Photo: Heidi H. Renderings: Davis Commercial

Wash Cycle

20 Comment

  • Looks like a more yup-friendly version of Someburger.

  • Next up, conceptual renderings showing McDonald’s transforming into a discount dry cleaners followed by a report of bungalows being demolished for a new McDonald’s.

  • It looks like one of those remakes/mistakes of a modestly historic building that decades from now those with a keen eye will be silently insulting.

  • More parking up and down the neighborhood streets.

  • Hey they’ve already done most of the hard work for you, aspiring burger restaurateurs!

  • I live less than a block from there, which is also very near Eight Row Flint and the upcoming place that is being built where the trailer park was. I think that having restaurant patrons park in front of neighborhood houses has helped reduce the opportunistic crime because there are a lot of restaurant patrons / valets coming and going. It also reduces the speed of the pickup trucks and SUVs cutting down the side streets from 45 to 25 MPH.
    .
    Stuff like this won’t affect my parking situation because my garage opens up to an alley – which is proper way to do things in the Heights.
    .
    So bring on the burgers!

  • Burger Bar is the new Bork.

  • Uggh, Peebody, give it a rest with the “someone might park in front of my house” BS.
    Three-fourths of the lot will be dedicated to parking. Is that not enough for you? They’re knocking down two existing structures to give people more space to store their cars. Maybe if we didn’t dedicate half the land area in the neighborhood to parking, people would actually walk or bike to their local burger place instead of driving.
    And, frankly, I’d like to see MORE parking on neighborhood streets. Especially 11th. It’d slow traffic a little and make it safer to cross.

  • @Angustura THANK YOU! parking is allowed along Yale, we need it on 11th too!

  • That bank property on the corner of Rutland and 11th has a lot of bar and entertainment potential and Rutland is curbed all the way to at least 16th for employees, patrons and delivery trucks. Plenty of parking. Bring it on!!!!!!

  • Yawn. . . .we need another burger place like we need more pizza and ice cream shops in and around the heights. It won’t last long.

    Evil developer – parking on Yale and 11th should be a no-no even though it is legal. Too many accidents happen as it is and if people start using the lanes to park more accidents are likely due to having to “peak out” to see if traffic is coming. Get on Nextdoor and search for all of the bad wrecks on Yale alone.

  • Angostura, couldn’t agree more. Sad to see such little building and so much paved parking. Yuck. How much better would a nice outdoor space be? Self driving / uber type is our future. We need to plan for it now and stop with so much damn parking. At least let the OWNERS decide how much they need.

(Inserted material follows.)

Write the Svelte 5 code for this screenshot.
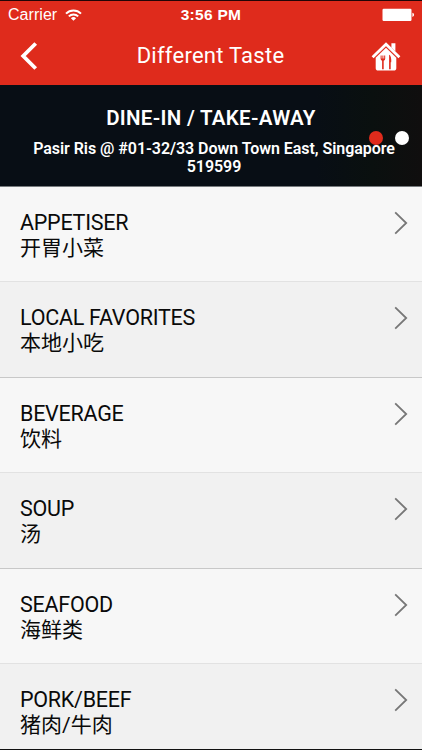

  • I’m amazed at the number of people who comment on articles and based on their comment you know they didn’t read the article, or their reading comprehension is zip.nada.zero?

  • @Who Cares,
    More parking on Yale would probably decrease accidents, largely by reducing speeds. People on Yale routinely travel at 50 even though the limit is 30. This is due to road layout and lane widths (two lanes in each direction, wide travel lanes, no parking). The limit on Heights is 35, but traffic tends to flow closer to 25 (single lane in each direction, lots of parallel parking). Road design has a bigger effect on vehicle speeds than speed limit signs.
    .
    I’d like to see Yale re-striped from 4 lanes to 3, with either bike lanes on both sides, or a dedicated parking lane on one side. But in the meantime, I’d encourage more people to park on Yale. If you do, you might save a life.

  • Hear that people? Angostura is trying to save our lives. 11th Street has been a blood bath for too many years!

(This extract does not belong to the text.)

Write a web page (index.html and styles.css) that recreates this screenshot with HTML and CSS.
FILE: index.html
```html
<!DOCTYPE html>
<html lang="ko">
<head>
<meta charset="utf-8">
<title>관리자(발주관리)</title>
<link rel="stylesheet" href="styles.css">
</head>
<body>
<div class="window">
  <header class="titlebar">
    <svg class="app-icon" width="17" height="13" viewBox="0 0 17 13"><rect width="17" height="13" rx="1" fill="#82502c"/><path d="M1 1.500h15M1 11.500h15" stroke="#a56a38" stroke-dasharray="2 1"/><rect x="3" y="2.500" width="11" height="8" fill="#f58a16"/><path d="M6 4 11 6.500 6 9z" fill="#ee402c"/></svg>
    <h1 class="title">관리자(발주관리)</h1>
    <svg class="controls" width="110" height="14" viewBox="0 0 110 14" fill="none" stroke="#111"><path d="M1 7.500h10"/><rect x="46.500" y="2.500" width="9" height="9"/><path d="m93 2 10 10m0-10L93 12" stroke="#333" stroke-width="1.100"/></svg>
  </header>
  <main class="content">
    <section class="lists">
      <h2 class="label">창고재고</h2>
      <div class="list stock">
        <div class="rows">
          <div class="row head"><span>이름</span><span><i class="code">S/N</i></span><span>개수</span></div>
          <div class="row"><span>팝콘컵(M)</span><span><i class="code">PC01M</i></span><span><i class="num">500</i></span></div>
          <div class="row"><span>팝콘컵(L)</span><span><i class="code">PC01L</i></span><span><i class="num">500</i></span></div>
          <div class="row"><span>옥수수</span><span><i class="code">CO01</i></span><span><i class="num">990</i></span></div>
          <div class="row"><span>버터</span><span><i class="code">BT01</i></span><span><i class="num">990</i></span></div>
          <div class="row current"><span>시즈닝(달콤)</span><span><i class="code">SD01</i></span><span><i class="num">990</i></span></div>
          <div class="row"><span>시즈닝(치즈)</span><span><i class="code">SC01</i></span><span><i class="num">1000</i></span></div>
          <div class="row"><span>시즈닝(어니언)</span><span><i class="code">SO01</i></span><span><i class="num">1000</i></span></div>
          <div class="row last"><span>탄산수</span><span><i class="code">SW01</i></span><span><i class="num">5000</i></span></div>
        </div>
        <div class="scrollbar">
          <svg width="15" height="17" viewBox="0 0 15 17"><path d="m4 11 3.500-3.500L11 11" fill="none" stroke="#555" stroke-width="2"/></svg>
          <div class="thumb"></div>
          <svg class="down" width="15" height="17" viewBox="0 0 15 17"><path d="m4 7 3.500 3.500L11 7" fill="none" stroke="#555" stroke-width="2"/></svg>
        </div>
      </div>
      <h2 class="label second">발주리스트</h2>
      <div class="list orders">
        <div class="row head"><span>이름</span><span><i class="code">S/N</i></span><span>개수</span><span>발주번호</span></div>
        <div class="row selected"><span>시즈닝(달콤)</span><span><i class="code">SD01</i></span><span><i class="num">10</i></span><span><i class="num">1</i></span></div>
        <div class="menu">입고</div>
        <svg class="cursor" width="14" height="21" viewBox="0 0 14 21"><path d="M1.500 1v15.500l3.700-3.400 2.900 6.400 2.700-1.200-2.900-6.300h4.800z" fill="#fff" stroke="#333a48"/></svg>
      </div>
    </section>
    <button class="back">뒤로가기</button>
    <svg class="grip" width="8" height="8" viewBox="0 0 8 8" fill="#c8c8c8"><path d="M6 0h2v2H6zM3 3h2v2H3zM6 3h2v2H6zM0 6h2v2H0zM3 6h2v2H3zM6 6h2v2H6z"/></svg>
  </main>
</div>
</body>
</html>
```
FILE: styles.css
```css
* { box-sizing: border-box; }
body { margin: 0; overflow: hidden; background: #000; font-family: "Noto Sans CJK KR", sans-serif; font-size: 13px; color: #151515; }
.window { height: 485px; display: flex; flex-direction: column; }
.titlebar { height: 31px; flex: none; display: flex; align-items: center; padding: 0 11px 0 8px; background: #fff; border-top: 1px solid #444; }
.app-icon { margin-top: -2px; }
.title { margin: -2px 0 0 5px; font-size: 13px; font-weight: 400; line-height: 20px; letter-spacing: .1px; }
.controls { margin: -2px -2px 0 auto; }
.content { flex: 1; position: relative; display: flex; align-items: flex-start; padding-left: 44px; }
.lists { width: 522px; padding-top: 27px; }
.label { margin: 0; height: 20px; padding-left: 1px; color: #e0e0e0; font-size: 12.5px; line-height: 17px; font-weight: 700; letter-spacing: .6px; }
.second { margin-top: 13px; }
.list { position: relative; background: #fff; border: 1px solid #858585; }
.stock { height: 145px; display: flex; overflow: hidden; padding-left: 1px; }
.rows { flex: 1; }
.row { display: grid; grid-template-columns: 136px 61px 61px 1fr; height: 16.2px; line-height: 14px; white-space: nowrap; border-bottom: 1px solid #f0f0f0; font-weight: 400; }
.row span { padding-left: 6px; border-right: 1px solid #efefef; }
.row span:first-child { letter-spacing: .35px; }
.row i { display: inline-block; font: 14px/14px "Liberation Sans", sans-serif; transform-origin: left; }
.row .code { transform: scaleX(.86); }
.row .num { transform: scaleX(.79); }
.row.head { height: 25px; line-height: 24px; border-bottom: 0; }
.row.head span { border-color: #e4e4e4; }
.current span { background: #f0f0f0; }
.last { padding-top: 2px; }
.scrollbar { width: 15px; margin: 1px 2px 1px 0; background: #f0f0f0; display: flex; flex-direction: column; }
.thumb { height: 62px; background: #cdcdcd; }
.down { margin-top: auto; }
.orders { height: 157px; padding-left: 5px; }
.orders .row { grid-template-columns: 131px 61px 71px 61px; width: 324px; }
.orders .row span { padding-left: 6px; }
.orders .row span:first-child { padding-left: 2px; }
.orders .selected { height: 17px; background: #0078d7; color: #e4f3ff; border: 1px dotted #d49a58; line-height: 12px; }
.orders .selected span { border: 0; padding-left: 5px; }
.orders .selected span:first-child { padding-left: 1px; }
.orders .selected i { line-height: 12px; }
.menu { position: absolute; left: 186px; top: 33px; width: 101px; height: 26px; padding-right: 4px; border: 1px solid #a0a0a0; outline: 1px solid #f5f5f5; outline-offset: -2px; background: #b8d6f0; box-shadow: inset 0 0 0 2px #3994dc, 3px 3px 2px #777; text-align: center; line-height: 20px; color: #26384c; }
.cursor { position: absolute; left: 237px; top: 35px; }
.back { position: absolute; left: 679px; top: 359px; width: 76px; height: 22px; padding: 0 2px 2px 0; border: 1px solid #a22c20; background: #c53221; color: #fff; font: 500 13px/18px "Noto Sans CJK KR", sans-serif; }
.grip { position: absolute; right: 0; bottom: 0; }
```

  • I live in this neighborhood and I’m in general agreement with those that don’t mind (or encourage) street parking. One caveat is that parts of this area have no curbs and Houstonians think that they can angle park across grass and sidewalks. With more street parking we will also need more parking enforcement or more curbs.
    The removal of a cool little salon and to add a burger place that will last about 6 months before becoming a noodle place then a Korean place and eventually a mattress store is bad for the neighborhood. Especially because is involves removing an occupied bungalow to make a parking lot.

  • Or we should have the city raise the speed limits of Yale, Shepherd, and Durham to 40 mph and not allow parking on Yale. This would recognize the speeds at which most people travel along these wide streets. also, cars are many times safer now than they were in the 1970’s or ’80’s, which is probably the last time the speed limits were looked at.

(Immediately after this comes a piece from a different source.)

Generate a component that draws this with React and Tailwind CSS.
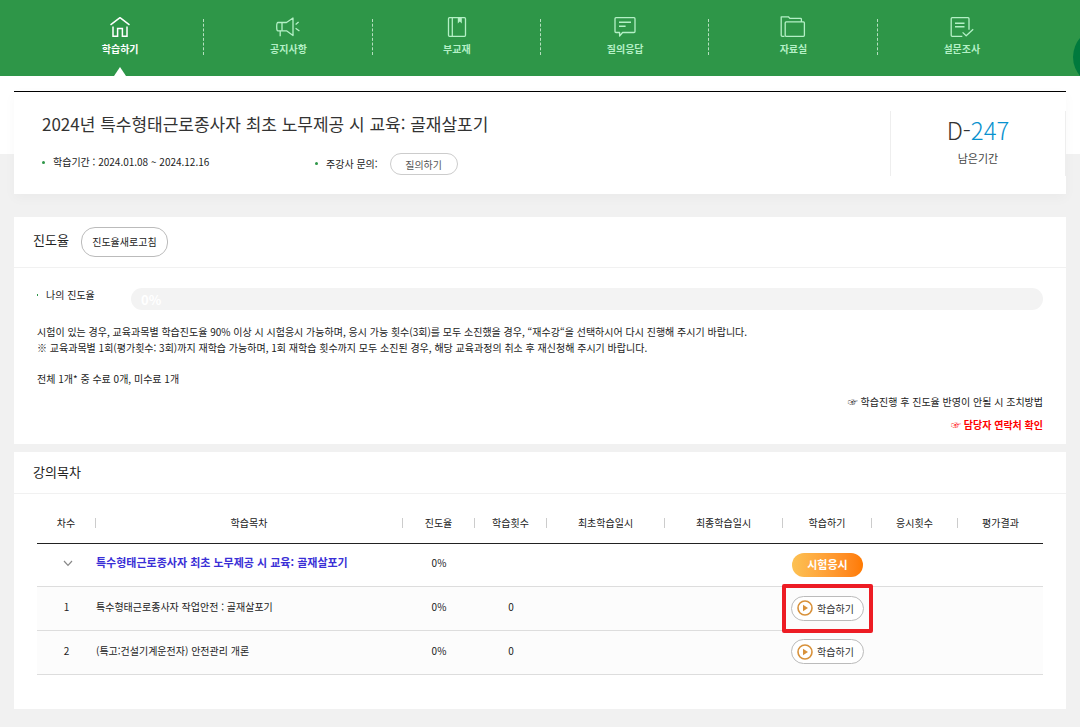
import React from "react";

const stroke = {
  fill: "none",
  stroke: "currentColor",
  strokeWidth: 1.3,
  strokeLinejoin: "round",
};

function HomeIcon() {
  return (
    <svg width="20" height="22" viewBox="0 0 20 22" aria-hidden="true" {...stroke} strokeWidth="1.5">
      <path d="M0.5 8.8 10 1.7 19.5 8.8" />
      <path d="M3 10.5V20.3H7.6V12.6H12.4V20.3H17V10.5" strokeLinejoin="miter" />
    </svg>
  );
}

function MegaphoneIcon() {
  return (
    <svg width="24" height="22" viewBox="0 0 24 22" aria-hidden="true" {...stroke}>
      <path d="M2 6.5H10.5L17 2V19.5L10.5 14.8H2C1.1 14.8 0.7 14 0.7 10.6S1.1 6.5 2 6.5Z" />
      <path d="M6 6.5V14.8M4.2 14.8V20.3" />
      <path d="M19.6 8.4 22.6 6M19.6 12.2 23.4 15" />
    </svg>
  );
}

function BookIcon() {
  return (
    <svg width="20" height="22" viewBox="0 0 20 22" aria-hidden="true" {...stroke}>
      <rect x="1.5" y="1.7" width="17" height="18.6" rx="1" />
      <path d="M5.3 1.7V20.3" />
      <path d="M10.8 1.7V7.4L12.8 5.4 14.8 7.4V1.7Z" fill="currentColor" stroke="none" />
    </svg>
  );
}

function ChatIcon() {
  return (
    <svg width="22" height="22" viewBox="0 0 22 22" aria-hidden="true" {...stroke}>
      <path d="M2 1.7H20Q21 1.7 21 2.7V15.5Q21 16.5 20 16.5H8.6L5.6 20V16.5H2Q1 16.5 1 15.5V2.7Q1 1.7 2 1.7Z" />
      <path d="M5 6.3H17M5 10.2H11.6" strokeWidth="1.5" />
    </svg>
  );
}

function FolderIcon() {
  return (
    <svg width="26" height="22" viewBox="0 0 26 22" aria-hidden="true" {...stroke}>
      <path d="M4.5 20.3H2.4Q1.2 20.3 1.2 19.1V0.8H8.4L9.8 2.4H20.6Q21.4 2.4 21.4 3.2V5.9" />
      <rect x="5.2" y="5.9" width="19.2" height="14.4" rx="1" />
    </svg>
  );
}

function SurveyIcon() {
  return (
    <svg width="24" height="22" viewBox="0 0 24 22" aria-hidden="true" {...stroke}>
      <path d="M12.3 20.3H2.2Q1.2 20.3 1.2 19.3V2.7Q1.2 1.7 2.2 1.7H18Q19 1.7 19 2.7V13.8" />
      <path d="M5 7.2H14.5M5 10.8H14.5" strokeWidth="1.4" />
      <path d="M12.6 16.4 16.2 19.8 23.2 13.2" />
    </svg>
  );
}

function PlayIcon() {
  return (
    <svg width="16" height="16" viewBox="0 0 16 16" aria-hidden="true">
      <circle cx="8" cy="8" r="7" fill="none" stroke="#d8913a" strokeWidth="1.6" />
      <path d="M6 4.8 11 8 6 11.2Z" fill="#d8913a" />
    </svg>
  );
}

const menu = [
  { label: "학습하기", Icon: HomeIcon, active: true },
  { label: "공지사항", Icon: MegaphoneIcon },
  { label: "부교재", Icon: BookIcon },
  { label: "질의응답", Icon: ChatIcon },
  { label: "자료실", Icon: FolderIcon },
  { label: "설문조사", Icon: SurveyIcon },
];

const columns = [
  { label: "차수", width: "w-[59px]" },
  { label: "학습목차", width: "" },
  { label: "진도율", width: "w-[72px]" },
  { label: "학습횟수", width: "w-[72px]" },
  { label: "최초학습일시", width: "w-[118px]" },
  { label: "최종학습일시", width: "w-[118px]" },
  { label: "학습하기", width: "w-[89px]" },
  { label: "응시횟수", width: "w-[86px]" },
  { label: "평가결과", width: "w-[85px]" },
];

const lessons = [
  { no: 1, title: "특수형태근로종사자 작업안전 : 골재살포기", progress: "0%", count: 0, marked: true },
  { no: 2, title: "(특고:건설기계운전자) 안전관리 개론", progress: "0%", count: 0 },
];

function Nav() {
  return (
    <header className="relative h-[76px] overflow-hidden bg-[#2e9648] pr-[34px] pl-9">
      <nav className="h-full">
        <ul className="flex h-full">
          {menu.map(({ label, Icon, active }, i) => (
            <li key={label} className="relative flex-1">
              <a
                href="#"
                className={
                  "flex h-full flex-col items-center gap-1 pt-4 text-[10px] leading-[14px] font-bold " +
                  (active ? "text-white" : "text-[#b4f0c6]")
                }
              >
                <Icon />
                {label}
              </a>
              {i < menu.length - 1 && (
                <span className="absolute top-[19px] right-0 h-9 border-r border-dashed border-[#b4dfbe]" />
              )}
              {active && (
                <svg className="absolute bottom-0 left-1/2 -translate-x-1/2" width="12" height="9" viewBox="0 0 12 9" aria-hidden="true">
                  <path d="M6 0 12 9H0Z" fill="#fff" />
                </svg>
              )}
            </li>
          ))}
        </ul>
      </nav>
      <span className="absolute top-7 -right-[51px] size-[58px] rounded-full bg-[#007a3d]" />
    </header>
  );
}

function CourseCard() {
  return (
    <section className="flex items-start border-t border-black bg-white pt-[19px] pb-[18px] shadow-[0_4px_12px_rgba(0,0,0,0.03)]">
      <div className="min-w-0 flex-1 pl-7">
        <h1 className="text-[17px] leading-[26px] text-[#333]">2024년 특수형태근로종사자 최초 노무제공 시 교육: 골재살포기</h1>
        <div className="mt-4 flex items-center">
          <p className="flex w-[273px] items-center gap-2 pb-1 leading-4">
            <span className="size-[3px] rounded-full bg-[#2e9648]" />
            학습기간 : 2024.01.08 ~ 2024.12.16
          </p>
          <p className="flex items-center gap-2 pb-0.5">
            <span className="size-[3px] rounded-full bg-[#2e9648]" />
            주강사 문의:
          </p>
          <button type="button" className="ml-3 h-[22px] w-[68px] rounded-full border border-[#ccc] bg-white text-[#555]">
            질의하기
          </button>
        </div>
      </div>
      <div className="flex h-[65px] w-44 flex-col items-center border-x border-[#eee] pt-[3px]">
        <p className="text-2xl leading-8 font-light text-[#333]">
          D-<span className="text-[#0891ce]">247</span>
        </p>
        <p className="mt-1 text-[11px] leading-4 text-[#444]">남은기간</p>
      </div>
    </section>
  );
}

function ProgressCard() {
  return (
    <section className="mt-[23px] bg-white pb-[11px]">
      <div className="flex h-[51px] items-center gap-3 border-b border-[#f1f1f1] pl-[19px]">
        <h2 className="pb-1 text-[13px]">진도율</h2>
        <button type="button" className="h-[30px] w-[87px] rounded-[14px] border border-[#bbb] bg-white pb-0.5">
          진도율새로고침
        </button>
      </div>
      <div className="px-[23px] pt-[19px]">
        <div className="flex items-center">
          <p className="flex w-[94px] items-center gap-2 pb-2">
            <span className="h-0.5 w-px bg-[#2e9648]" />
            나의 진도율
          </p>
          <div className="h-[22px] flex-1 rounded-full bg-[#f3f3f3] pl-[10px] text-[13px] leading-6 font-bold text-white">0%</div>
        </div>
        <p className="mt-[14px] leading-4">
          시험이 있는 경우, 교육과목별 학습진도율 90% 이상 시 시험응시 가능하며, 응시 가능 횟수(3회)를 모두 소진했을 경우, “재수강“을 선택하시어 다시 진행해 주시기 바랍니다.
        </p>
        <p className="leading-4">
          ※ 교육과목별 1회(평가횟수: 3회)까지 재학습 가능하며, 1회 재학습 횟수까지 모두 소진된 경우, 해당 교육과정의 취소 후 재신청해 주시기 바랍니다.
        </p>
        <p className="mt-[15px] leading-4">전체 1개* 중 수료 0개, 미수료 1개</p>
        <div className="mt-[7px] flex flex-col items-end gap-[7px] leading-4">
          <a href="#">☞ 학습진행 후 진도율 반영이 안될 시 조치방법</a>
          <a href="#" className="font-bold text-[#f00]">
            ☞ 담당자 연락처 확인
          </a>
        </div>
      </div>
    </section>
  );
}

function LessonTable() {
  return (
    <section className="mt-2 bg-white pb-[34px]">
      <h2 className="flex h-[42px] items-center border-b border-[#f1f1f1] pb-0.5 pl-[19px] text-[13px]">강의목차</h2>
      <div className="px-[23px] pt-[9px]">
        <table className="w-full table-fixed border-collapse text-center">
          <thead>
            <tr className="h-10 border-b border-[#222]">
              {columns.map(({ label, width }, i) => (
                <th key={label} scope="col" className={"p-0 font-normal " + width}>
                  <span className={"flex h-[10px] items-center justify-center " + (i < columns.length - 1 ? "border-r border-[#ccc]" : "")}>
                    {label}
                  </span>
                </th>
              ))}
            </tr>
          </thead>
          <tbody>
            <tr className="h-[43px] border-b border-[#ddd]">
              <td className="p-0 pb-1.5">
                <button type="button" aria-label="목차 접기" className="ml-[3px] inline-flex align-middle">
                  <svg width="10" height="7" viewBox="0 0 10 7" aria-hidden="true">
                    <path d="M1 1 5 5.4 9 1" fill="none" stroke="#888" strokeWidth="1.2" />
                  </svg>
                </button>
              </td>
              <td className="p-0 pb-1 text-left text-[11px] font-bold text-[#3a2fd6]">특수형태근로종사자 최초 노무제공 시 교육: 골재살포기</td>
              <td className="p-0 pb-1">0%</td>
              <td />
              <td />
              <td />
              <td className="p-0">
                <button
                  type="button"
                  className="h-6 w-[71px] rounded-full bg-linear-to-r from-[#fcc153] to-[#ff7a00] align-middle text-[11px] font-bold text-white"
                >
                  시험응시
                </button>
              </td>
              <td />
              <td />
            </tr>
            {lessons.map((lesson) => {
              const line = lesson.marked ? "" : " border-b border-[#ddd]";
              return (
                <tr key={lesson.no} className="h-11 bg-[#fcfcfc]">
                  <td className="border-b border-[#ddd] p-0 pb-1">{lesson.no}</td>
                  <td className="border-b border-[#ddd] p-0 pb-1 text-left">{lesson.title}</td>
                  <td className="border-b border-[#ddd] p-0 pb-1">{lesson.progress}</td>
                  <td className="border-b border-[#ddd] p-0 pb-1">{lesson.count}</td>
                  <td className="border-b border-[#ddd]" />
                  <td className="border-b border-[#ddd]" />
                  <td className={"relative p-0" + line}>
                    {lesson.marked && (
                      <span className="pointer-events-none absolute -top-[3px] -right-px -left-px h-[49px] rounded-xs border-4 border-[#ed1c24]" />
                    )}
                    <button
                      type="button"
                      className="inline-flex h-[25px] w-[73px] items-center justify-center gap-1 rounded-full border border-[#bbb] bg-white pr-1 align-middle text-[#333]"
                    >
                      <PlayIcon />
                      학습하기
                    </button>
                  </td>
                  <td className={"p-0" + line} />
                  <td className={"p-0" + line} />
                </tr>
              );
            })}
          </tbody>
        </table>
      </div>
    </section>
  );
}

export default function App() {
  return (
    <div
      lang="ko"
      className="min-h-screen bg-[#f1f1f1] font-['Noto_Sans_CJK_KR','Noto_Sans',sans-serif] text-[10px] text-[#222]"
    >
      <Nav />
      <main className="bg-[linear-gradient(#fff_78px,#f1f1f1_78px)] px-[14px] pt-[15px] pb-[18px]">
        <CourseCard />
        <ProgressCard />
        <LessonTable />
      </main>
    </div>
  );
}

  • @ShadyHeightster: Sadly, humans are just as fragile as they were in the 1970s, and a few unfortunate humans spend time outside an automobile.

  • @Shady,
    A person hit by a car going 40 mph has an 85% chance of being killed. At 30 mph, it’s 45%, and at 20 mph, it’s 5%. As we add density along Yale (and 11th, and Shepherd) we should expect to see more pedestrians, and I think we should try to kill fewer of them.

  • Walking on the sidewalk and staying out of the street will also help prevent pedestrian accidents from automobles.